Note that even though foo
is inlined into main
the compilers also generate a separate standalone copy of the foo()
function since it has external linkage and so could be used by this object file. In this, the compiler is restricted by the application binary interface: the SysV ABI (for Linux) or Win64 ABI (for Windows) defines exactly how values must be passed, depending on the type and size of the value.
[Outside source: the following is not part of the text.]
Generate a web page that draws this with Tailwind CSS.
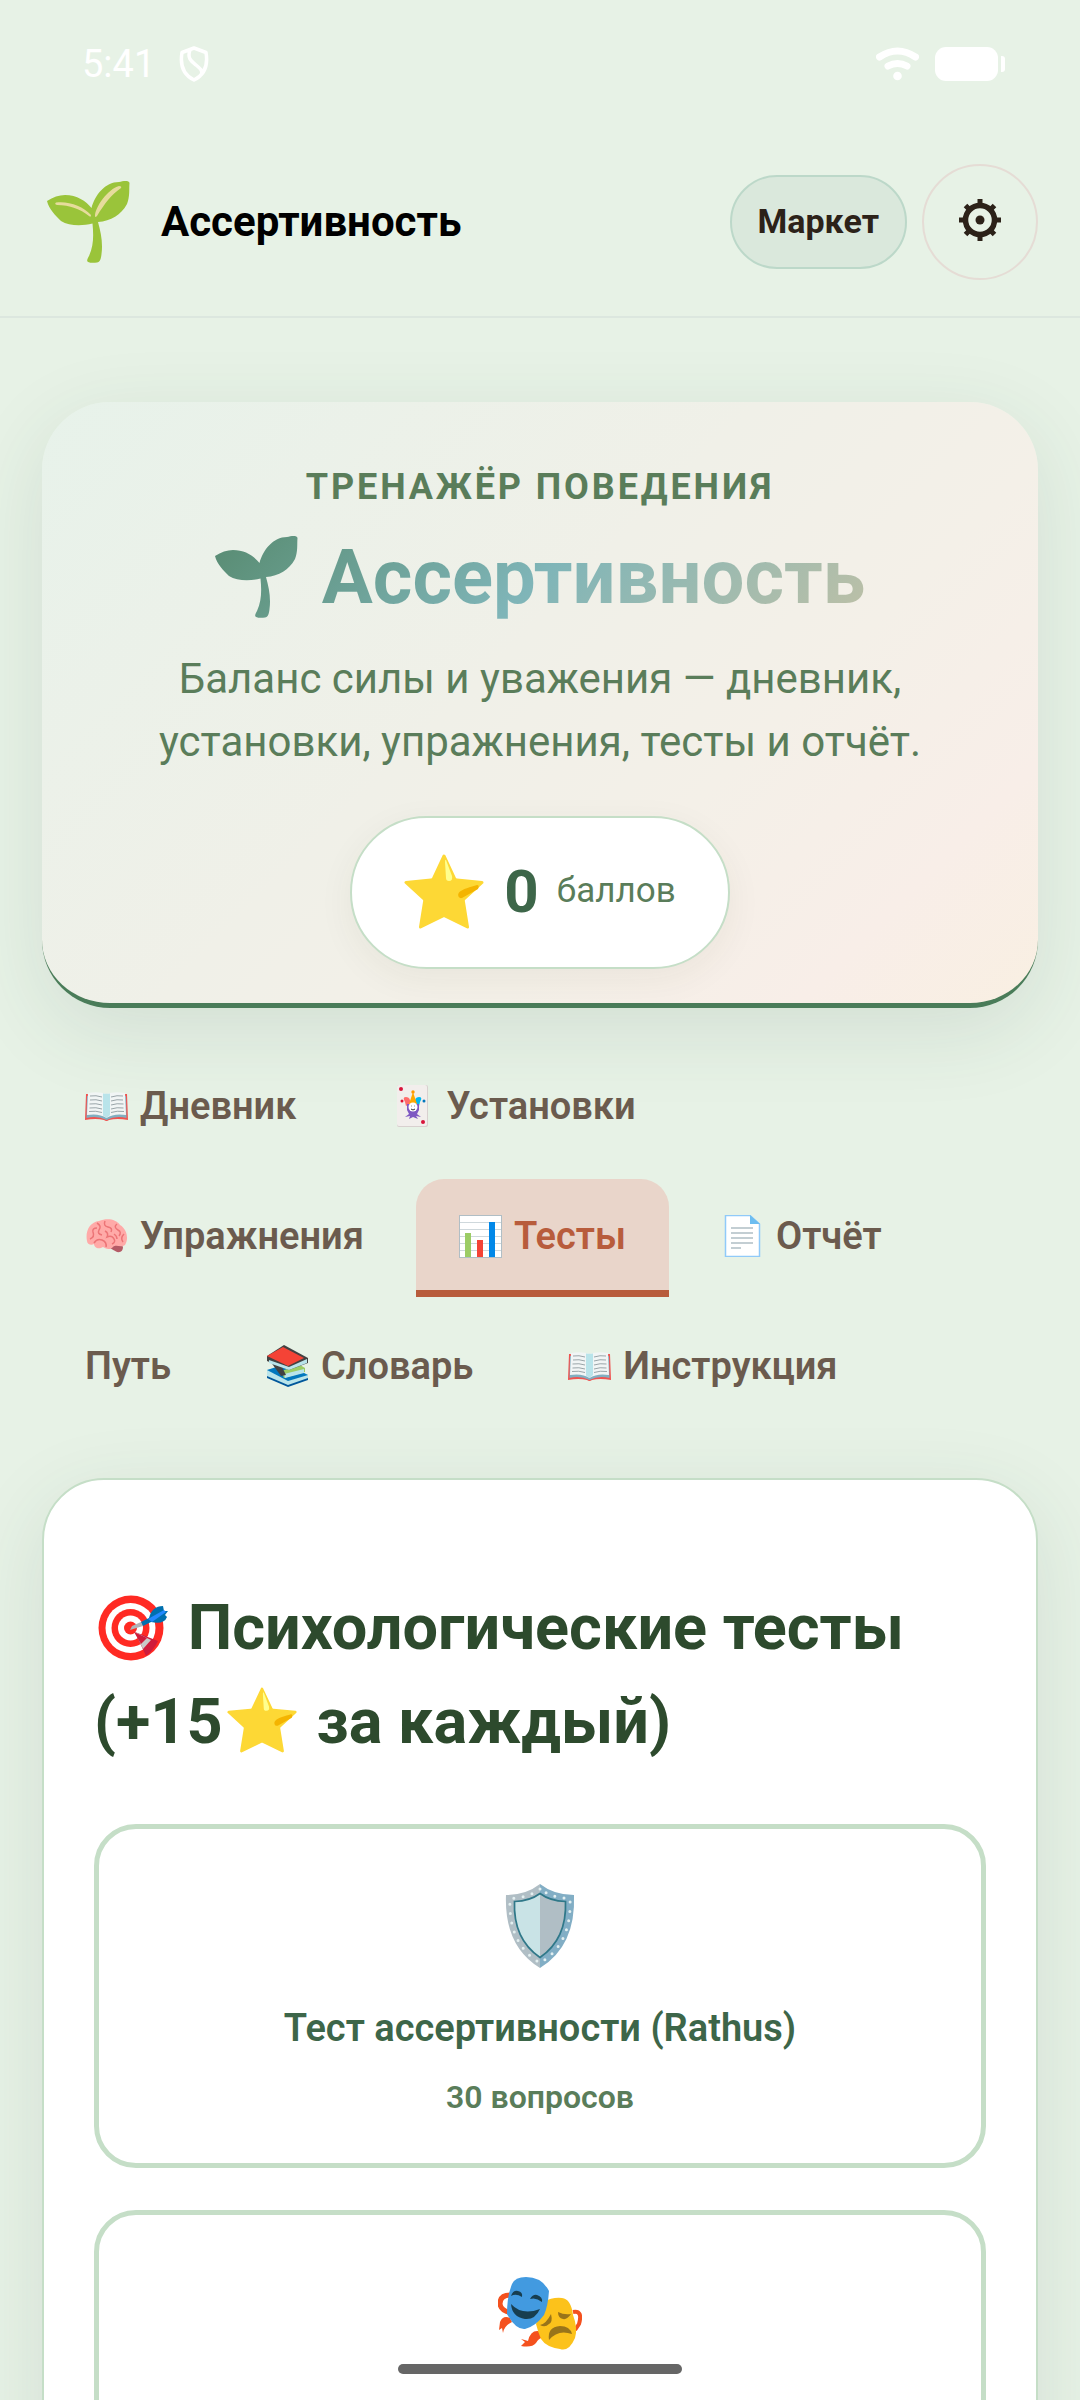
<!DOCTYPE html>
<html lang="ru">

<head>
  <meta charset="UTF-8" />
  <meta name="viewport" content="width=device-width, initial-scale=1.0" />
  <title>Ассертивность</title>
  <script src="https://cdn.jsdelivr.net/npm/@tailwindcss/browser@4"></script>
</head>

<body class="bg-[#e7f2e6] font-['Roboto',sans-serif]">

  <!-- shared icons -->
  <svg class="hidden" aria-hidden="true">
    <symbol id="sprout" viewBox="0 0 83 82">
      <path d="M0 20C6 16 12 14 18 14C30 14 39 20 44.500 27C48 14 58 1 72 1C76 0 82 -1 82.500 2C82 8 83 16 80 23C74 34 64 40 51 41C54 52 56 62 54.500 73C54 78 53 81 50 81.500C47 82 43 82 41 81C39 80 41 77 42 75C47 64 46.500 53 45.500 42.500C35 45 22 45 14 40C8 34 2 28 0 20Z" />
    </symbol>
    <symbol id="star" viewBox="0 0 80 75">
      <path d="M40 2L50.500 24.500Q51 26 53 26L78 28.500L60 45Q59 46 59.500 48L63.500 73L40 61.500L16.500 73L20.500 48Q21 46 20 45L2 28.500L27 26Q29 26 29.500 24.500Z" fill="#fdd835" stroke="#fdd835" stroke-width="3" stroke-linejoin="round" />
      <path d="M42 6L48 22Q49 27 45 27Q42 27 42 24L41 8Q41 5 42 6Z" fill="#ffff8d" />
      <path d="M73 31C75 31 75 33 74 35L58 44C55 45 53 41 55 38.500C58 35 67 33 73 31Z" fill="#f4b400" />
    </symbol>
    <symbol id="book" viewBox="0 0 43 29">
      <path d="M1 2H42L43 28Q32 26 24 28Q21.500 30 19 28Q11 26 0 28Z" fill="#ef5350" />
      <path d="M2 4L1.500 26Q12 23 21.500 28Q31 23 41.500 26L41 4L22 8Z" fill="#82aec0" />
      <path d="M3 1Q14 -1 21.500 2Q29 -1 40 1L41 23Q29 21 21.500 26Q14 21 2 23Z" fill="#f1f5f5" />
      <path d="M18 1.500Q21.500 2 25 1.500V23L21.500 26L18 23.500Z" fill="#b9e4ea" />
      <path d="M5 4Q11 3 17 5M5 8Q11 7 17 9M4.500 12Q11 11 17 13M4.500 16Q11 15 17 17M4 19.500Q11 18.500 17 20.500M38 4Q32 3 26 5M38 8Q32 7 26 9M38.500 12Q32 11 26 13M38.500 16Q32 15 26 17M39 19.500Q32 18.500 26 20.500" fill="none" stroke="#9aa5a9" stroke-width="1" />
    </symbol>
  </svg>

  <div class="h-screen overflow-hidden flex flex-col">

    <!-- status bar -->
    <div class="shrink-0 h-32 flex items-center justify-between pl-[82px] pr-[75px] text-white">
      <div class="flex items-center gap-6 text-[38px]">
        <span>5:41</span>
        <svg class="w-[30px] h-9" viewBox="0 0 30 36" fill="none" stroke="currentColor" stroke-width="3.500" stroke-linejoin="round" stroke-linecap="round">
          <path d="M15 2L3 6.500C1 18 3 28 15 34C27 28 29 18 27 6.500ZM11 4C8 12 12 15 17 19C22 23 24 25 22 29" />
        </svg>
      </div>
      <div class="flex items-center gap-4">
        <svg class="w-[43px] h-[34px]" viewBox="0 0 43 34" fill="none" stroke="currentColor" stroke-width="7" stroke-linecap="round">
          <path d="M3.500 10Q21.500 -2 39.500 10M12 19Q21.500 14 31 19" />
          <circle cx="21.500" cy="29" r="4.300" fill="currentColor" stroke="none" />
        </svg>
        <svg class="w-[70px] h-[34px]" viewBox="0 0 70 34" fill="currentColor">
          <rect width="63" height="34" rx="11" />
          <path d="M66 9H67Q70 9 70 12V22Q70 25 67 25H66Z" />
        </svg>
      </div>
    </div>

    <header class="shrink-0 flex items-center justify-between pl-[47px] pr-[42px] py-9 border-b-2 border-[#dce7df]">
      <div class="flex items-center gap-[31px]">
        <svg class="w-[83px] h-[82px]" viewBox="0 0 83 82">
          <use href="#sprout" fill="#9ac43a" />
          <path d="M9 21.500C22 20 36 25 44 34Q44 37 42 35C33 28 23 24 10 24Q7 23 9 21.500ZM48 35C48 26 61 8 72 5Q75 5 74 7C64 14 58 22 50 35Q48 37 48 35Z" fill="#e6dc9c" />
        </svg>
        <span class="pb-[2px] text-[42px] font-bold text-black">Ассертивность</span>
      </div>
      <div class="flex items-center gap-[15px]">
        <button class="h-[94px] px-[26px] pb-[2px] rounded-full border-2 border-[#bcd8c9] bg-[#dae8dc] text-[34px] font-bold text-[#2c2219]">Маркет</button>
        <button class="size-[116px] pb-1 rounded-full border-2 border-[#e5dcd5] flex items-center justify-center" aria-label="Настройки">
          <svg class="size-[42px]" viewBox="-21 -21 42 42" fill="none" stroke="#2c2219">
            <circle r="14.500" stroke-width="5.500" />
            <circle r="4.500" fill="#2c2219" stroke="none" />
            <path d="M0 -21V-15M0 21V15M-21 0H-15M21 0H15M-14.500 -14.500L-11 -11M14.500 -14.500L11 -11M-14.500 14.500L-11 11M14.500 14.500L11 11" stroke-width="5" />
          </svg>
        </button>
      </div>
    </header>

    <main class="px-[42px] pt-[84px]">

      <section class="px-[42px] pt-[58px] pb-[34px] rounded-[68px] border-b-5 border-[#4a7c59] bg-[linear-gradient(135deg,#e7f2ea_0%,#f0f0e8_45%,#f4f0e8_66%,#f8eee8_85%,#f9efe2_100%)] shadow-[0_22px_84px_rgba(45,74,62,0.11)] text-center text-[#5a7d5a]">
        <p class="text-4xl leading-[54px] font-bold uppercase tracking-[0.08em]">Тренажёр поведения</p>
        <h1 class="mt-[17px] flex items-center justify-center gap-6 text-[76px] leading-[92px] font-bold text-transparent bg-clip-text bg-[linear-gradient(135deg,#4a7c59_0%,#7fb5b8_50%,#d4c4a0_100%)]">
          <svg class="w-[83px] h-[82px]" viewBox="0 0 83 82">
            <defs>
              <linearGradient id="leaf" x1="0" y1="0" x2="1" y2="1">
                <stop offset="0" stop-color="#588b72" />
                <stop offset="1" stop-color="#6a9f90" />
              </linearGradient>
            </defs>
            <use href="#sprout" fill="url(#leaf)" />
          </svg>
          Ассертивность
        </h1>
        <p class="mt-6 text-[42px] leading-[63px]">Баланс силы и уважения — дневник,<br>установки, упражнения, тесты и отчёт.</p>
        <div class="mt-[43px] inline-flex items-center h-[153px] px-[52px] pb-[2px] rounded-full border-2 border-[#c5dec7] bg-white shadow-[0_10px_36px_rgba(74,60,40,0.06)] align-top">
          <svg class="w-20 h-[75px] mr-5"><use href="#star" /></svg>
          <span class="mr-[18px] text-[60px] font-bold text-[#3d6649]">0</span>
          <span class="text-[35px]">баллов</span>
        </div>
      </section>

      <nav class="mt-[41px] flex flex-wrap gap-x-[9px] gap-y-3 text-[38px] leading-[54px] font-semibold text-[#6b5b4e]">
        <button class="flex items-center gap-3 px-[43px] pt-[30px] pb-[34px]">
          <svg class="w-[43px] h-[29px]"><use href="#book" /></svg>
          Дневник
        </button>
        <button class="flex items-center gap-3 px-[43px] pt-[30px] pb-[34px]">
          <svg class="w-[43px] h-[42px]" viewBox="0 0 43 42">
            <rect x="6" width="31" height="42" rx="2" fill="#d8d0cf" />
            <rect x="6" width="30" height="41" rx="2" fill="#f2eeec" />
            <circle cx="10" cy="4" r="2" fill="#d8143a" />
            <circle cx="32" cy="37" r="2" fill="#d8143a" />
            <path d="M14 17Q11 12 15 12Q20 12 19 19L15 21Z" fill="#ff6b6b" />
            <path d="M29 17Q32 12 28 12Q23 12 24 19L28 21Z" fill="#00b8f0" />
            <path d="M18 19L22 7L26 19Z" fill="#ffa800" />
            <circle cx="11" cy="16" r="1.500" fill="#e01030" />
            <circle cx="33" cy="16" r="1.500" fill="#0277bd" />
            <circle cx="22" cy="7" r="1.700" fill="#ff9800" />
            <path d="M16 19H28V25L26 29L30 32L25 31L27 34L22 32L18 34L19 31L14 32L18 29L16 25Z" fill="#7e57c2" />
            <circle cx="22" cy="22" r="4.500" fill="#fff" />
            <path d="M20 21H20.500M23.500 21H24M20 24Q22 26 24 24" stroke="#333" fill="none" />
          </svg>
          Установки
        </button>
        <button class="flex items-center gap-3 px-[43px] pt-[30px] pb-[34px]">
          <svg class="w-[43px] h-[34px]" viewBox="0 0 43 34">
            <path d="M25 26Q35 22 38 28Q38 34 32 33Q28 31 25 29Z" fill="#b55b66" />
            <path d="M2 22C0 12 5 3 14 2C22 -1 31 0 35 6C42 10 44 20 40 26C36 29 31 25 28 28C24 32 20 29 18 28C13 31 9 28 9 25C6 27 2 25 2 22Z" fill="#ffaaa8" />
            <path d="M5 20Q10 18 8 13Q7 9 12 9M12 4Q17 7 14 11Q12 15 17 16M20 2Q18 7 23 8Q28 9 26 13M32 5Q28 8 33 11Q37 13 34 17M39 15Q35 19 38 23M9 24Q12 19 17 21Q22 23 21 28M20 12Q24 14 22 18Q27 16 29 20Q31 23 27 25M29 15Q32 17 32 20" fill="none" stroke="#ec7476" stroke-width="1.500" />
          </svg>
          Упражнения
        </button>
        <button class="flex items-center gap-3 px-[43px] pt-[30px] pb-[27px] border-b-7 border-[#b85c3c] rounded-t-[28px] bg-[#e9d5ca] text-[#b85c3c]">
          <svg class="size-[43px]" viewBox="0 0 43 43">
            <rect x="0.500" y="0.500" width="42" height="42" fill="#fff" stroke="#b0bec5" />
            <path d="M1 7.500H42M1 14.500H42M1 21.500H42M1 28.500H42M1 35.500H42" stroke="#cfd8dc" />
            <path d="M6 18H12V42H6Z" fill="#9ccc65" />
            <path d="M18 25H24V42H18Z" fill="#f44336" />
            <path d="M30 7H36V42H30Z" fill="#0288e8" />
          </svg>
          Тесты
        </button>
        <button class="flex items-center gap-3 px-[43px] pt-[30px] pb-[34px]">
          <svg class="w-[43px] h-[42px]" viewBox="0 0 43 42">
            <path d="M4.500 0.500H29L38.500 9V41.500H4.500Z" fill="#fff" stroke="#90caf9" stroke-width="1.500" />
            <path d="M29 0L39 9H29Z" fill="#6cbdf0" />
            <path d="M10 13H32M10 18H32M10 23H32M10 28H32M10 33H20" stroke="#b0bec5" stroke-width="1.500" />
          </svg>
          Отчёт
        </button>
        <button class="px-[43px] pt-[30px] pb-[34px]">Путь</button>
        <button class="flex items-center gap-3 px-[43px] pt-[30px] pb-[34px]">
          <svg class="w-[43px] h-[42px]" viewBox="0 0 43 42">
            <path d="M1 25L20 19L42 30V34L23 41L1 31Z" fill="#b9e4ea" />
            <path d="M1 25L20 19L42 30L22 36Z" fill="#0277bd" />
            <path d="M1 31L22 40L42 33V35L22 42L1 33Z" fill="#01579b" />
            <path d="M15 26L34 20L39 23V27L18 33Z" fill="#9ccc65" />
            <path d="M18 29L38 24V28L19 33Z" fill="#b9e4ea" />
            <path d="M4 16L14 18L20 30L15 31Z" fill="#424242" />
            <path d="M1 11L18 0L42 13V18L23 25L1 16Z" fill="#424242" />
            <path d="M3 15L23 22L41 14V18L23 25L3 18Z" fill="#b9e4ea" />
            <path d="M1 11L17 2L38 13L22 21Z" fill="#f44336" />
          </svg>
          Словарь
        </button>
        <button class="flex items-center gap-3 px-[43px] pt-[30px] pb-[34px]">
          <svg class="w-[43px] h-[29px]"><use href="#book" /></svg>
          Инструкция
        </button>
      </nav>

      <section class="mt-[51px] px-[50px] pt-[101px] pb-[50px] rounded-[62px] border-2 border-[#c5dec7] bg-white shadow-[0_22px_84px_rgba(45,74,62,0.11)]">
        <h2 class="text-[63px] leading-[94px] font-bold text-[#2d4a2d]">
          <svg class="inline-block w-[70px] h-[66px] mx-1 align-[-12px]" viewBox="0 0 70 66">
            <circle cx="33" cy="33" r="32.500" fill="#ff2a23" />
            <circle cx="32.500" cy="33" r="25" fill="#fff" />
            <circle cx="32.500" cy="33" r="19" fill="#ff2a23" />
            <circle cx="32.500" cy="33" r="12.500" fill="#fff" />
            <circle cx="32.500" cy="33" r="6.500" fill="#ff2a23" />
            <path d="M37 37L60 46Q56 55 48 61Z" fill="#cf1b3b" />
            <path d="M37 37L53 45L45 54Z" fill="#c9c9c9" />
            <path d="M36 37L49 43L43 49Z" fill="#cf1b3b" />
            <path d="M32 35L34 31L43 27L45 31Z" fill="#b0b4b8" />
            <path d="M43 27L51 23Q54 11 65 11L66 16L70 16L67 20L69 22Q66 30 53 27L45 31Z" fill="#006fae" />
            <path d="M50 24L66 15L68 17L54 27Z" fill="#2289ff" />
          </svg>
          Психологические тесты<br>(+15<svg class="inline-block w-[70px] h-[66px] mx-1 align-[-10px]"><use href="#star" /></svg> за каждый)
        </h2>

        <div class="mt-[55px] flex flex-col gap-[42px]">
          <button class="flex flex-col items-center pt-[55px] pb-[42px] border-5 border-[#c5dec7] rounded-[42px]">
            <svg class="size-[84px]" viewBox="0 0 84 84">
              <path d="M42 0Q28 11 8 11Q6 62 42 84Z" fill="#b0bec5" />
              <path d="M42 0Q56 11 76 11Q78 62 42 84Z" fill="#82aec5" />
              <path d="M42 9.500Q32 17 16.500 17.500Q15 55 42 73.500Z" fill="#c9e3e6" />
              <path d="M42 9.500Q52 17 67.500 17.500Q69 55 42 73.500Z" fill="#b0bec5" />
              <path d="M42 9.500Q32 17 16.500 17.500Q15 55 42 73.500Q69 55 67.500 17.500Q52 17 42 9.500Z" fill="none" stroke="#2f7889" stroke-width="1.700" />
              <path d="M42 5Q30 14 12 14.500Q10 60 42 79Q74 60 72 14.500Q54 14 42 5Z" fill="none" stroke="#e3eff0" stroke-width="3" stroke-linecap="round" stroke-dasharray="0 9.400" />
            </svg>
            <span class="mt-8 text-[38px] leading-[57px] font-semibold text-[#3d6649]">Тест ассертивности (Rathus)</span>
            <span class="mt-4 text-[32px] leading-[48px] font-semibold text-[#5a7d5a]">30 вопросов</span>
          </button>
          <button class="flex flex-col items-center pt-[57px] pb-[148px] border-5 border-[#c5dec7] rounded-[42px]" aria-label="Тест">
            <svg class="size-[84px]" viewBox="0 0 84 84">
              <path d="M12 24Q2 24 2 33Q3 40 14 42" transform="translate(0 -1)" fill="none" stroke="#f4511e" stroke-width="5" />
              <path d="M75 40Q85 38 81 52L77 58" fill="none" stroke="#f4511e" stroke-width="4" />
              <path d="M2 50Q5 43 12 46L14 50Q6 54 5 61L4 56L1 58Z" fill="#f4511e" />
              <path d="M44 60Q33 56 30 69Q27 68 23 67L27 70L23 74Q34 76 38 71Q41 66 44 66Z" fill="#f4511e" />
              <path d="M46 30Q54 25 64 26Q73 27 75 43Q80 56 77 66Q71 80 62 77Q48 75 43 67Q40 60 38 52Z" fill="#fcc21b" />
              <path d="M14 12Q17 5 28 5Q44 5 51 19Q50 34 46 43Q38 54 27 57Q18 58 9 42Q9 24 14 12Z" fill="#429ae0" />
              <path d="M13 24Q15 18 20 19Q25 20 24 25Q18 21 13 24ZM32 27Q35 22 39 23Q45 25 44 30Q38 25 32 27ZM13 32Q24 44 42 37Q37 48 27 47Q14 45 13 32Z" fill="#173e50" />
              <path d="M42 53Q48 52 53 42Q55 50 51 52Q47 56 42 53ZM60 40Q66 43 73 42Q69 48 65 47Q60 46 60 40ZM51 68Q49 55 62 54Q72 54 74 62Q60 57 51 68Z" fill="#99741a" />
            </svg>
          </button>
        </div>
      </section>
    </main>
  </div>

  <!-- gesture bar -->
  <div class="fixed bottom-[26px] left-1/2 -translate-x-1/2 w-[284px] h-[10px] rounded-full bg-[#666]"></div>

</body>

</html>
Large structures are passed by hidden pointer, and the compiler has to respect that when compiling foo
. It also has to respect that compiling some caller of foo
when foo cannot be seen: since it has no idea what foo
will do.
So there is very little window for the compiler to make a an effective optimization which transforms pass-by-value to pass-by-reference because:
1) If it can see both the caller and callee (main
and foo
in your example), it is likely that the callee will be inlined into the caller if it is small enough, and as the function becomes large and not-inlinable, the effect of fixed cost things like calling convention overhead become relatively smaller.
2) If the compiler cannot see both the caller and callee at the same time2, it generally has to compile each according to the platform ABI. There is no scope for optimization of the call at the call site since the compiler doesn't know what the callee will do, and there is no scope for optimization within the callee because the compiler has to make conservative assumptions about what the caller did.
1 My example is slightly more complicated that your original one to avoid the compiler just optimizing everything away entirely (in particular, you access uninitialized memory, so your program doesn't even have defined behavior): I populate a few of the fields of s
with argc
which is a value the compiler can't predict.
2 A compiler can see both "at the same time" generally means they are either in the same translation unit or that link-time-optimization is being used.